Theoretical prediction of running attitude of a semi-displacement round bilge vessel at high speed

Abstract

Running attitudes of semi-displacement vessels are significantly changed at high speed and thus have an effect on resistance performance and stability of the vessel. There have been many theoretical approaches about the prediction of running attitudes of high-speed vessels in calm water. Most of them proposed theoretical formulations for the prismatic hard-chine planing hull. In this paper, running attitudes of a semi-displacement round bilge vessel are theoretically predicted and verified by high-speed model tests. Previous calculation methods for hard-chine planing vessels are extended to be applied to semi-displacement round bilge vessels. Force and moment components acting on the vessel are estimated in the present iteration program.
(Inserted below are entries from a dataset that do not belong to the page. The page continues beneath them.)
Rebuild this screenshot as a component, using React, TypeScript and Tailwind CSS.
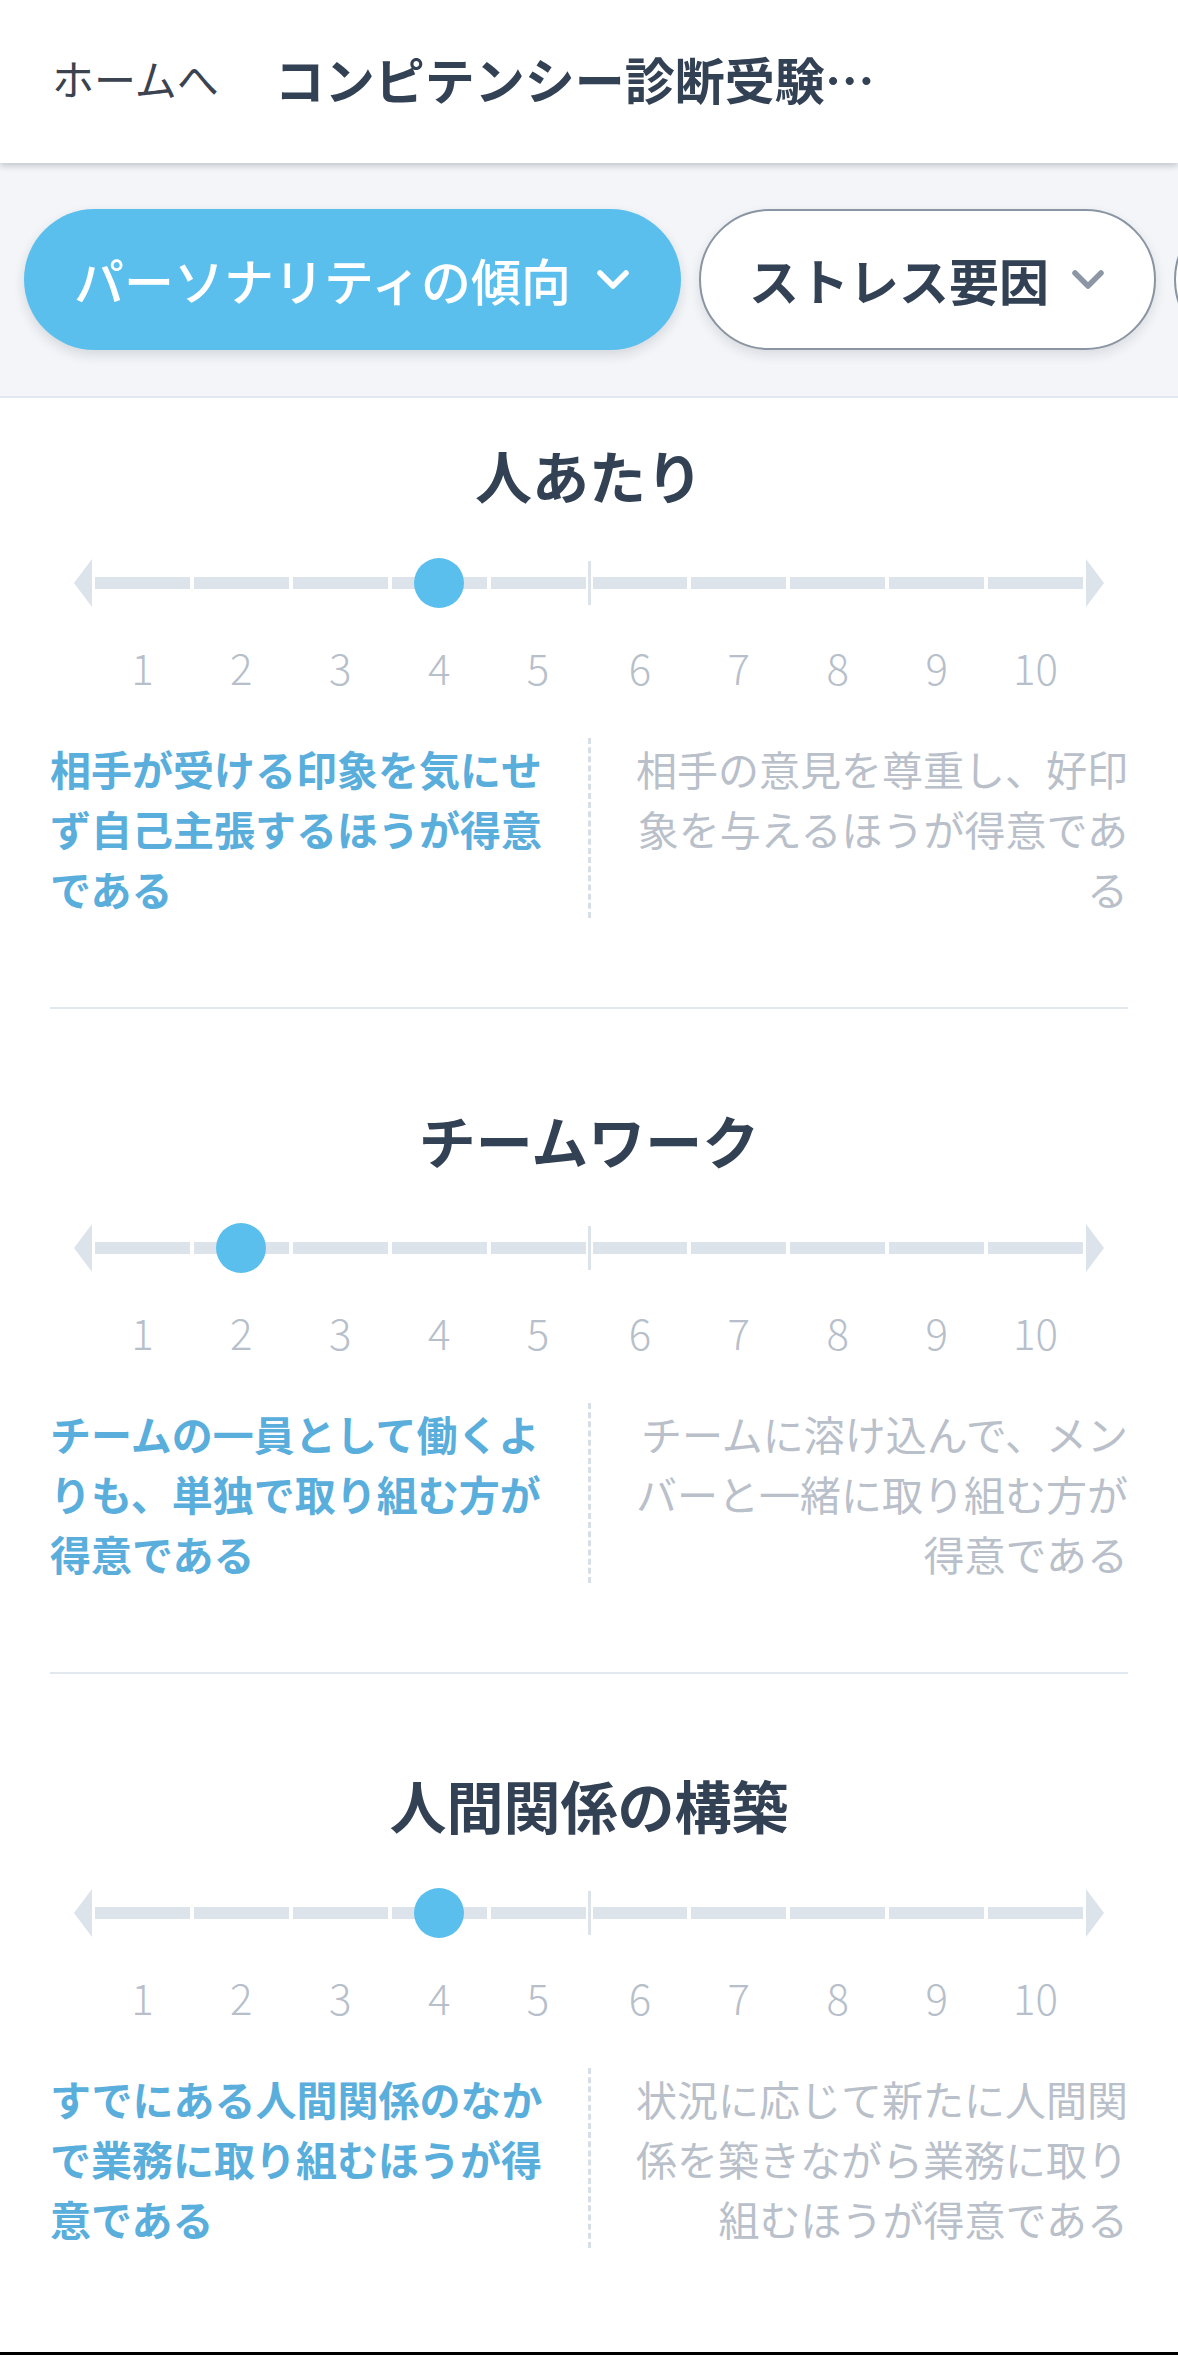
import React from "react";

type Trait = {
  title: string;
  value: number;
  left: string[];
  right: string[];
};

const traits: Trait[] = [
  {
    title: "人あたり",
    value: 4,
    left: ["相手が受ける印象を気にせ", "ず自己主張するほうが得意", "である"],
    right: ["相手の意見を尊重し、好印", "象を与えるほうが得意であ", "る"],
  },
  {
    title: "チームワーク",
    value: 2,
    left: ["チームの一員として働くよ", "りも、単独で取り組む方が", "得意である"],
    right: ["チームに溶け込んで、メン", "バーと一緒に取り組む方が", "得意である"],
  },
  {
    title: "人間関係の構築",
    value: 4,
    left: ["すでにある人間関係のなか", "で業務に取り組むほうが得", "意である"],
    right: ["状況に応じて新たに人間関", "係を築きながら業務に取り", "組むほうが得意である"],
  },
];

function Chevron({ color }: { color: string }) {
  return (
    <svg width="36" height="24" viewBox="0 0 36 24" fill="none">
      <path d="M5 5 L18 18 L31 5" stroke={color} strokeWidth="5.5" strokeLinecap="round" strokeLinejoin="round" />
    </svg>
  );
}

function Segments({ from, value }: { from: number; value: number }) {
  return (
    <div className="grid flex-1 grid-cols-5 gap-[4px]">
      {[0, 1, 2, 3, 4].map((i) => (
        <div key={i} className="relative h-[12px] bg-[#dde3eb]">
          {from + i === value && (
            <span className="absolute left-1/2 top-1/2 h-[50px] w-[50px] -translate-x-1/2 -translate-y-1/2 rounded-full bg-[#5bbfee]" />
          )}
        </div>
      ))}
    </div>
  );
}

function Numbers({ from }: { from: number }) {
  return (
    <div className="grid flex-1 grid-cols-5 gap-[4px]">
      {[0, 1, 2, 3, 4].map((i) => (
        <span key={i} className="text-center text-[42px] font-light leading-[60px] text-[#b7bfca]">
          {from + i}
        </span>
      ))}
    </div>
  );
}

function TraitSection({ trait, first, last }: { trait: Trait; first: boolean; last: boolean }) {
  return (
    <section className={first ? "pt-[36px]" : "pt-[90px]"}>
      <h2 className="text-center text-[57px] font-bold leading-[80px] text-[#334155]">{trait.title}</h2>

      {/* スライダー */}
      <div className="mx-[74px] mt-[45px] flex h-[48px] items-center">
        <svg width="18" height="48" viewBox="0 0 18 48" className="shrink-0">
          <polygon points="0,24 18,0 18,48" fill="#dde3eb" />
        </svg>
        <div className="ml-[3px] flex flex-1">
          <Segments from={1} value={trait.value} />
        </div>
        <div className="mx-[2px] h-[44px] w-[3px] shrink-0 bg-[#dde3eb]" />
        <div className="mr-[3px] flex flex-1">
          <Segments from={6} value={trait.value} />
        </div>
        <svg width="18" height="48" viewBox="0 0 18 48" className="shrink-0">
          <polygon points="18,24 0,0 0,48" fill="#dde3eb" />
        </svg>
      </div>

      <div className="mx-[74px] mt-[30px] flex">
        <div className="w-[21px] shrink-0" />
        <Numbers from={1} />
        <div className="w-[7px] shrink-0" />
        <Numbers from={6} />
        <div className="w-[21px] shrink-0" />
      </div>

      {/* 説明 */}
      <div className="mx-[50px] mt-[41px] flex text-[41px] leading-[60px]">
        <div className="flex-1 pr-[30px] font-bold text-[#5aaedc]">
          {trait.left.map((l) => (
            <div key={l} className="whitespace-nowrap">{l}</div>
          ))}
        </div>
        <div className="w-0 border-l-[3px] border-dashed border-[#d8dee6]" />
        <div className="flex-1 pl-[30px] text-right text-[#b9c0ca]">
          {trait.right.map((l) => (
            <div key={l} className="whitespace-nowrap">{l}</div>
          ))}
        </div>
      </div>

      {!last && <div className="mx-[50px] mt-[89px] h-[2px] bg-[#e2e8ef]" />}
    </section>
  );
}

export default function App() {
  return (
    <div className="flex h-[2355px] flex-col overflow-hidden bg-white font-['Noto_Sans_CJK_JP','Noto_Sans',sans-serif]">
      {/* ヘッダー */}
      <header className="relative z-10 flex h-[163px] shrink-0 items-center bg-white pb-[8px] pl-[52px] shadow-[0_3px_6px_rgba(30,41,59,0.22)]">
        <span className="text-[42px] leading-none text-[#3b4350]">ホームへ</span>
        <span className="ml-[56px] whitespace-nowrap text-[50px] font-bold leading-[64px] text-[#334155]">
          コンピテンシー診断受験…
        </span>
      </header>

      {/* タブ */}
      <nav className="flex h-[235px] shrink-0 items-center gap-[18px] overflow-hidden border-b-2 border-[#e2e8ef] bg-[#f3f5f8] pl-[24px]">
        <button className="flex h-[141px] shrink-0 items-center gap-[24px] rounded-full bg-[#5bbfee] px-[50px] text-[50px] font-medium text-white shadow-[0_5px_12px_rgba(30,41,59,0.14)]">
          パーソナリティの傾向
          <Chevron color="#ffffff" />
        </button>
        <button className="flex h-[141px] shrink-0 items-center gap-[21px] rounded-full border-2 border-[#8a94a3] bg-white px-[48px] text-[50px] font-bold text-[#334155] shadow-[0_5px_12px_rgba(30,41,59,0.12)]">
          ストレス要因
          <Chevron color="#8c96a5" />
        </button>
        <button
          aria-label="職務適性"
          className="h-[141px] w-[360px] shrink-0 rounded-full border-2 border-[#8a94a3] bg-white"
        />
      </nav>

      <main className="flex-1">
        {traits.map((t, i) => (
          <TraitSection key={t.title} trait={t} first={i === 0} last={i === traits.length - 1} />
        ))}
      </main>
      <div className="h-[3px] shrink-0 bg-black" />
    </div>
  );
}
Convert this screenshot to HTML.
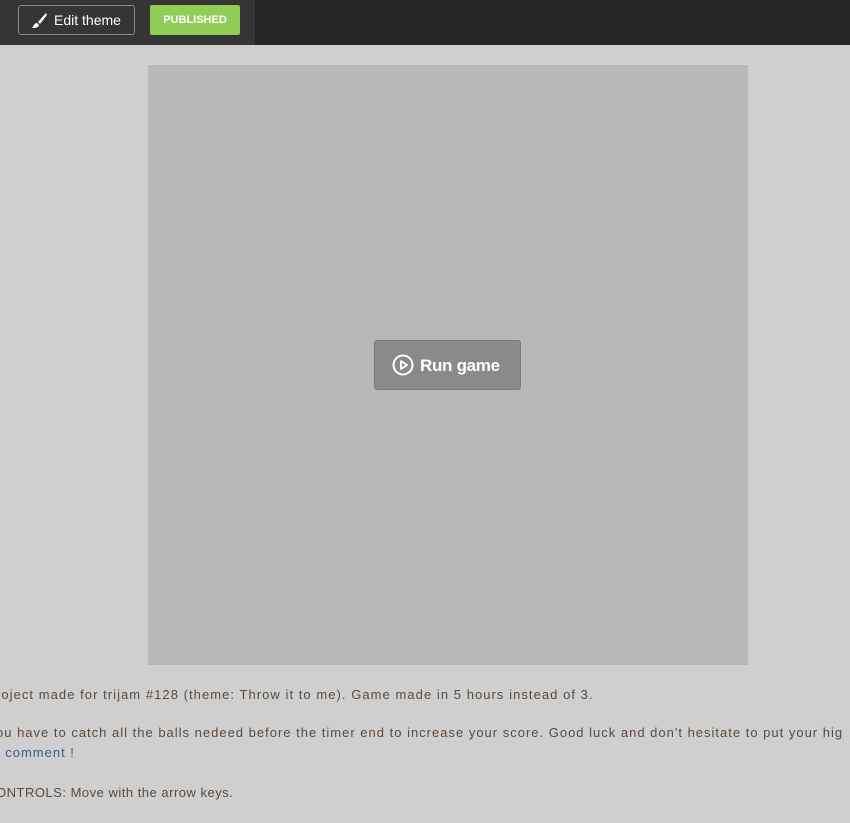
<!DOCTYPE html>
<html><head><style>
body{margin:0;width:850px;height:823px;background:#cfcfcf;overflow:hidden;position:relative;font-family:"Liberation Sans",sans-serif}
.hdr{position:absolute;left:0;top:0;width:850px;height:45px;background:#262626}
.hl{position:absolute;left:0;top:0;width:255px;height:45px;background:#353535}
.edit{position:absolute;left:18px;top:5px;width:117px;border:1px solid #888;border-radius:3px;color:#fff;font-size:14px;line-height:28px;box-sizing:border-box;height:30px;padding-left:35px}
.pub{position:absolute;left:150px;top:5px;width:90px;height:30px;background:#8fcd57;border-radius:2px;color:#fff;font-weight:bold;font-size:11px;line-height:30px;text-align:center}
.game{position:absolute;left:148px;top:65px;width:600px;height:600px;background:#b8b8b8}
.run{position:absolute;left:374px;top:340px;width:147px;height:50px;background:#8a8a8a;border:1px solid #7a7a7a;border-radius:3px;box-sizing:border-box;color:#fff;font-weight:bold;font-size:17px;line-height:50px;padding-left:45px;letter-spacing:-0.3px}
.t{position:absolute;left:-4px;font-size:13px;color:#5c4a3c;white-space:nowrap;letter-spacing:1px}
</style></head><body>
<div class="hdr"><div class="hl"></div>
<div class="edit"><svg style="position:absolute;left:11px;top:6px" width="18" height="18" viewBox="0 0 18 18"><path d="M16 1 L8 10 L10 12 L17 3Z" fill="#fff"/><path d="M7 11 C4 11 4 14 2 16 C6 16 9 15 9 13Z" fill="#fff"/></svg>Edit theme</div>
<div class="pub">PUBLISHED</div></div>
<div class="game"></div>
<div class="run"><svg style="position:absolute;left:17px;top:13px" width="22" height="22" viewBox="0 0 22 22"><circle cx="11" cy="11" r="9.5" fill="none" stroke="#fff" stroke-width="2"/><path d="M9 7 L15 11 L9 15Z" fill="none" stroke="#fff" stroke-width="1.8" stroke-linejoin="round"/></svg>Run game</div>
<div class="t" style="top:687px;letter-spacing:1.05px">roject made for trijam #128 (theme: Throw it to me). Game made in 5 hours instead of 3.</div>
<div class="t" style="top:725px">ou have to catch all the balls nedeed before the timer end to increase your score. Good luck and don't hesitate to put your hig</div>
<div class="t" style="top:745px;color:#3f5a8a">&nbsp;&nbsp;comment !</div>
<div class="t" style="top:785px;letter-spacing:0.5px">ONTROLS: Move with the arrow keys.</div>
</body></html>
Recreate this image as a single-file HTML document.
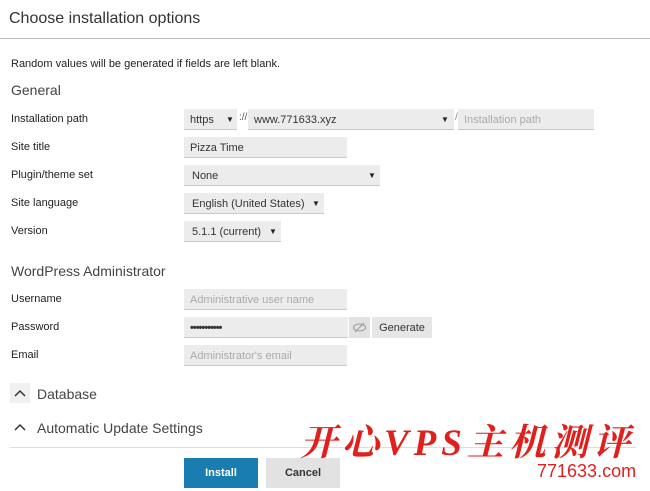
<!DOCTYPE html>
<html><head><meta charset="utf-8"><style>
body{margin:0;width:650px;height:491px;background:#fff;font-family:"Liberation Sans","Noto Sans CJK SC",sans-serif;color:#333;position:relative;overflow:hidden}
.a{position:absolute;white-space:nowrap}
.l{font-size:11px;color:#222;left:11px}
.f{position:absolute;background:#ececec;border-bottom:1px solid #c8c8c8;font-size:11px;color:#333;box-sizing:border-box;padding-left:6px;line-height:22px}
.ph{color:#aaa}
.ar{position:absolute;font-size:8px;color:#222}
</style></head><body>
<div class="a" style="left:9px;top:10px;font-size:16px;color:#333">Choose installation options</div>
<div class="a" style="left:0;top:38px;width:650px;height:1px;background:#bbb"></div>
<div class="a" style="left:11px;top:58px;font-size:11px;color:#222">Random values will be generated if fields are left blank.</div>
<div class="a" style="left:11px;top:82px;font-size:14px;color:#444">General</div>

<div class="a l" style="top:113px">Installation path</div>
<div class="f" style="left:184px;top:109px;width:53px;height:21px">https<span class="ar" style="left:42px;top:0">▼</span></div>
<div class="a" style="left:239px;top:112px;font-size:10px;color:#555">://</div>
<div class="f" style="left:248px;top:109px;width:206px;height:21px">www.771633.xyz<span class="ar" style="left:193px;top:0">▼</span></div>
<div class="a" style="left:455px;top:112px;font-size:10px;color:#888">/</div>
<div class="f ph" style="left:458px;top:109px;width:136px;height:21px">Installation path</div>

<div class="a l" style="top:141px">Site title</div>
<div class="f" style="left:184px;top:137px;width:163px;height:21px">Pizza Time</div>

<div class="a l" style="top:169px">Plugin/theme set</div>
<div class="f" style="left:184px;top:165px;width:196px;height:21px;padding-left:8px">None<span class="ar" style="left:184px;top:0">▼</span></div>

<div class="a l" style="top:197px">Site language</div>
<div class="f" style="left:184px;top:193px;width:140px;height:21px;padding-left:8px">English (United States)<span class="ar" style="left:128px;top:0">▼</span></div>

<div class="a l" style="top:225px">Version</div>
<div class="f" style="left:184px;top:221px;width:97px;height:21px;padding-left:8px">5.1.1 (current)<span class="ar" style="left:85px;top:0">▼</span></div>

<div class="a" style="left:11px;top:263px;font-size:14px;color:#444">WordPress Administrator</div>

<div class="a l" style="top:293px">Username</div>
<div class="f ph" style="left:184px;top:289px;width:163px;height:21px">Administrative user name</div>

<div class="a l" style="top:321px">Password</div>
<div class="f" style="left:184px;top:317px;width:164px;height:21px;letter-spacing:-1px;font-weight:bold">•••••••••••</div>
<div class="a" style="left:349px;top:317px;width:21px;height:21px;background:#e2e2e2"><svg width="21" height="21"><ellipse cx="10.5" cy="10.5" rx="6" ry="3.5" fill="none" stroke="#999" stroke-width="1"/><line x1="6" y1="15" x2="15" y2="6" stroke="#999"/></svg></div>
<div class="a" style="left:372px;top:317px;width:60px;height:21px;background:#e6e6e6;font-size:11px;line-height:22px;text-align:center;color:#333">Generate</div>

<div class="a l" style="top:349px">Email</div>
<div class="f ph" style="left:184px;top:345px;width:163px;height:21px">Administrator's email</div>

<div class="a" style="left:10px;top:383px;width:20px;height:20px;background:#f0f0f0"></div>
<svg class="a" style="left:12px;top:387px" width="16" height="12"><polyline points="3,9 8,4 13,9" fill="none" stroke="#333" stroke-width="1.5"/></svg>
<div class="a" style="left:37px;top:386px;font-size:14px;color:#444">Database</div>
<svg class="a" style="left:12px;top:421px" width="16" height="12"><polyline points="3,9 8,4 13,9" fill="none" stroke="#333" stroke-width="1.5"/></svg>
<div class="a" style="left:37px;top:420px;font-size:14px;color:#444">Automatic Update Settings</div>
<div class="a" style="left:10px;top:447px;width:626px;height:1px;background:#ddd"></div>

<div class="a" style="left:184px;top:458px;width:74px;height:30px;background:#1a7db0;color:#fff;font-size:11px;font-weight:bold;line-height:30px;text-align:center">Install</div>
<div class="a" style="left:266px;top:458px;width:74px;height:30px;background:#e2e2e2;color:#333;font-size:11px;font-weight:bold;line-height:30px;text-align:center">Cancel</div>

<div class="a" style="left:300px;top:412px;font-size:37px;color:#e0201c;font-family:'Liberation Serif','Noto Serif CJK SC',serif;font-weight:bold;font-style:italic;letter-spacing:5px">开心VPS主机测评</div>
<div class="a" style="left:537px;top:461px;font-size:18px;color:#e0201c">771633.com</div>
</body></html>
Hydrodynamic forces are calculated by ‘added mass planing theory’, and near-transom correction function is modified to be suitable to a semi-displacement vessel. Next, ‘plate pressure distribution method’ is proposed as a new hydrodynamic force calculation method. Theoretical pressure model of the 2-dimensional flat plate is distributed on the instantaneous waterplane corresponding to the attitude of the vessel, and hydrodynamic force and moment are estimated by integration of those pressures. Calculations by two methods show good agreements with experimental results.